The American Red Cross has been put through the wringer in the past few months for its initial decision to change — and, in many cases, dramatically raise — pricing for its learn-to-swim programs. Much of that criticism was well-deserved. Though it’s the largest provider of aquatic training in the industry, the Red Cross acted as if it had never dipped its toe into a pool before.
The organization announced the price increases (let’s just call it what it is) with no warning, and no apparent outreach. It did so in the midst of the worst economic downturn since the Great Depression and in the middle of budgeting cycles for many facilities, leaving them little or no room to adjust financially. Then, when the waves of criticism started to hit, the Red Cross did a poor job clearly responding, almost to the point of seeming tone-deaf to its critics.
To put it mildly, mistakes were made.
After lengthy conversations with Red Cross officials, I’m convinced they’ve learned their lesson. The latest pricing announcement is the culmination of what amounted to a lot of soul-searching for the organization (see the Red Cross column).
To my mind, the new, lower pricing is fair and sensible (see the news story). But based on comments that we’ve been receiving online since the announcement, some aquatics professionals are still unhappy — and downright angry with the Red Cross.

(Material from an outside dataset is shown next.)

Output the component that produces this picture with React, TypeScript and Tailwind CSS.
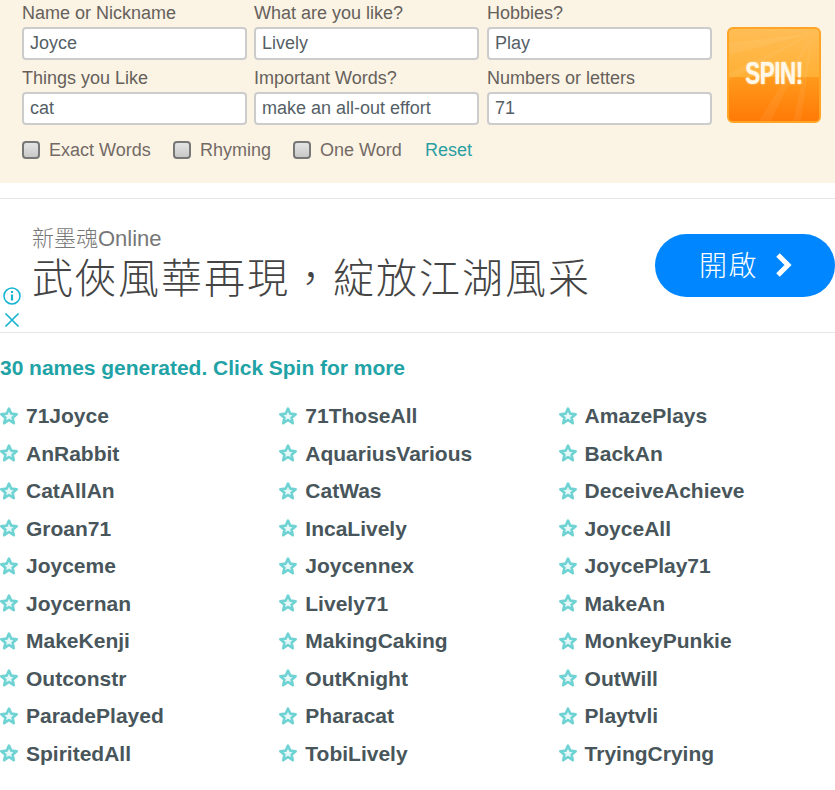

To these folks, it seems it’s not the details that matter so much as the Red Cross’ decision to even ask for more money, or any money at all. To them, the Red Cross symbolizes the best in not-for-profit, a place of giving and caring and helping — the best that’s in us all — in a time of crisis or need.
There is a need for quality, low-cost, or even free swim lessons, especially for minority populations (see the news story). But just because the Red Cross wants to start charging a fee for that training doesn’t mean it’s suddenly become a faceless, uncaring, profit-driven corporation.
Indeed, Red Cross officials say the new fees won’t even cover the costs of developing the swim training programs. What they will do is offset those costs so the Red Cross can continue its tradition of helping the less fortunate. To that end, scholarships are available for those who can’t afford to pay.
The bigger picture here is that everyone — the Red Cross and its detractors — is after the same thing: swim lessons for all in an ongoing effort to reduce and prevent drowning.
Understanding and recognizing that paying a fee for those lessons where it can be absorbed, and then working with the Red Cross in situations where it can’t, will go a long way toward achieving that goal.